Kimberlee A. Dworczyk said...

Sounds like you got yo'self some funky'ass weather, eh?

How interesting, I too am on a cereal kick too. Right now I'm into the apple cinn cheerio's, and as always cinn toast crunch.

Girrrl, I can't tell you how much I laughed at the 4th paragraph bout the meds. I was given lunesta to help me sleep and it leaves this type of metal taste in my mouth. Feel you 100% (minus the stank-ass), and it's just bizarre if you ask me. Like, what does one have to do w/ the other? What made me roll tho- was the itchy crotch. Whenever my mom gives me one of her "knockyoassout" pain killers (usually when auntie flo comes) that is all I wanna do. More info than you needed? Oh f'n well. Trying to relate.

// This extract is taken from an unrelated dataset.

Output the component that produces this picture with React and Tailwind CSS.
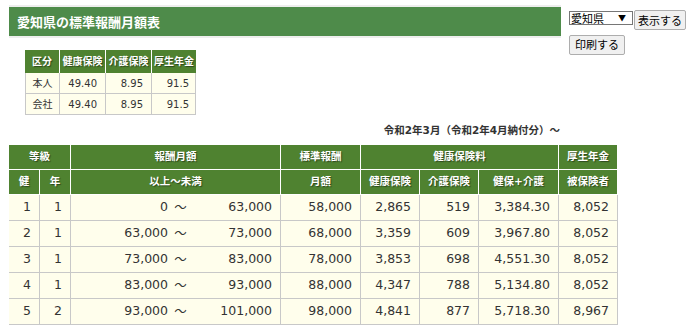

Wow - I'm so happy for you about the biz - I'm sure you are totally overwhelmed..and I hate to sound cliche, but things happen for a reason and you wouldn't be given anything you can't handle. I've said it once and I'll say it again. You be a strong bizneotch; fight the fight.

Annie N. said...

ok so you had an itchy crotch too. now i don't feel so nuts. dan's always like, "what's going on down there?" one day I sware it was swollen. i told stace and she was like the last thing you need is a swollen crotch. anways...

Kimberlee A. Dworczyk said...

Ohhh, that's a good one.
Yah, Jason asks the same question "What's up with you, scratchy?"